Calendar Templates by Creator Type
Solo creator, 1-2 platforms:
| Day | Action |
|---|---|
| Monday | Film anchor content |
| Tuesday | Edit anchor content |
| Wednesday | Extract clips, schedule week |
| Thursday | Publish anchor, engage |
| Friday | Idea capture + weekly review |
| Weekend | Consume content, capture ideas |
Solo creator, 3-4 platforms:
| Day | Action |
|---|---|
| Monday | Film anchor + short-form |
| Tuesday | Edit all content |
| Wednesday | Extract clips with AI, create graphics |
| Thursday | Schedule full week across all platforms |
| Friday | Publish anchor, engage, weekly review |
| Weekend | Reserve; catch up if needed |
Team of 2-3:
Assign roles rather than tasks. One person handles production (filming, editing), one handles distribution (scheduling, graphics, clip extraction), one handles engagement (comments, DMs, community). Overlap the weekly planning session — 30 minutes together is worth more than 3 separate hours.

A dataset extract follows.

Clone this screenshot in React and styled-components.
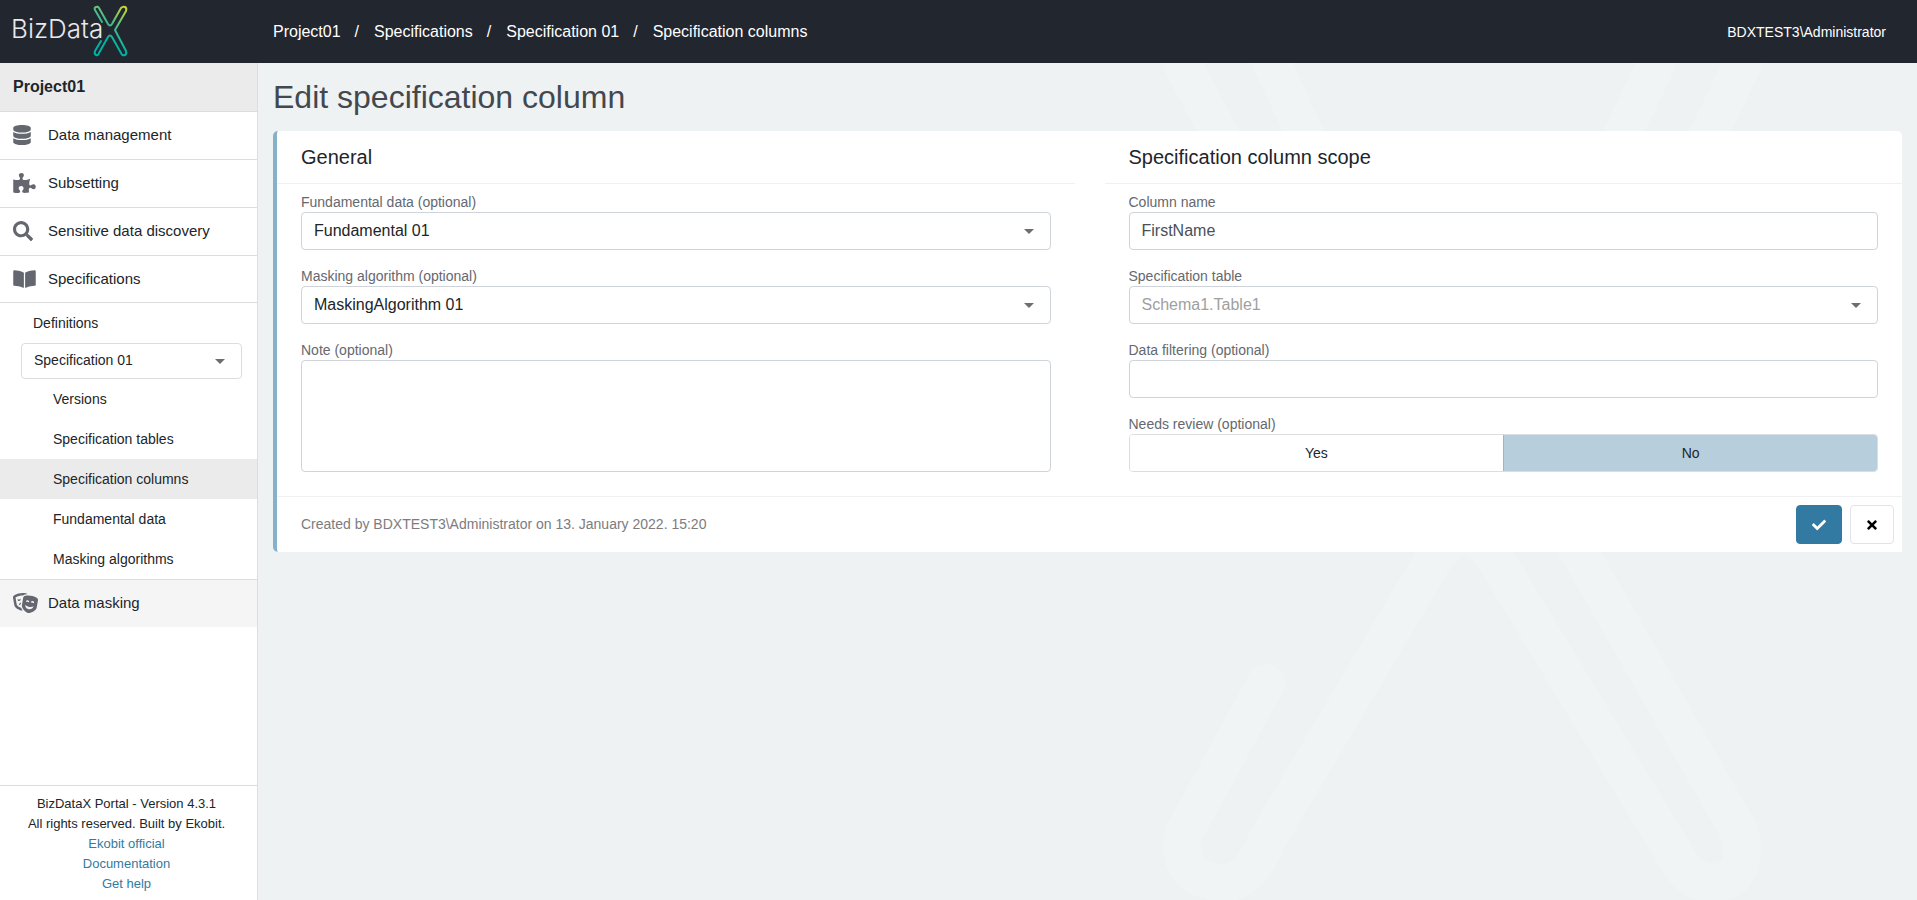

What Consistent Creators Actually Do
Across every niche, creators who post consistently for 12+ months share these habits:
They batch production ruthlessly. One filming session per week produces all content for that week. They don't film daily; they batch and schedule.
They plan at the theme level, not the post level. They know what topics they're covering this month before they know what they're posting Tuesday. Direction before details.
They maintain the buffer like a religion. The 2-week reserve is treated as non-negotiable. If it drops below 1 week, everything else stops until it's rebuilt.
They repurpose without apology. The same insight appears as a YouTube video, a Reel, a Twitter thread, and a LinkedIn post. The audience on each platform is largely different. Repurposing is efficiency, not laziness.
They review and adjust weekly. The calendar is a living document, not a contract. If something isn't working, they change it in the next weekly session rather than grinding through a broken system.
A content calendar that gets used is one that fits how you actually work — not how you wish you worked. Start with the minimum viable version, run it for 4 weeks, and add complexity only where you've identified a real gap.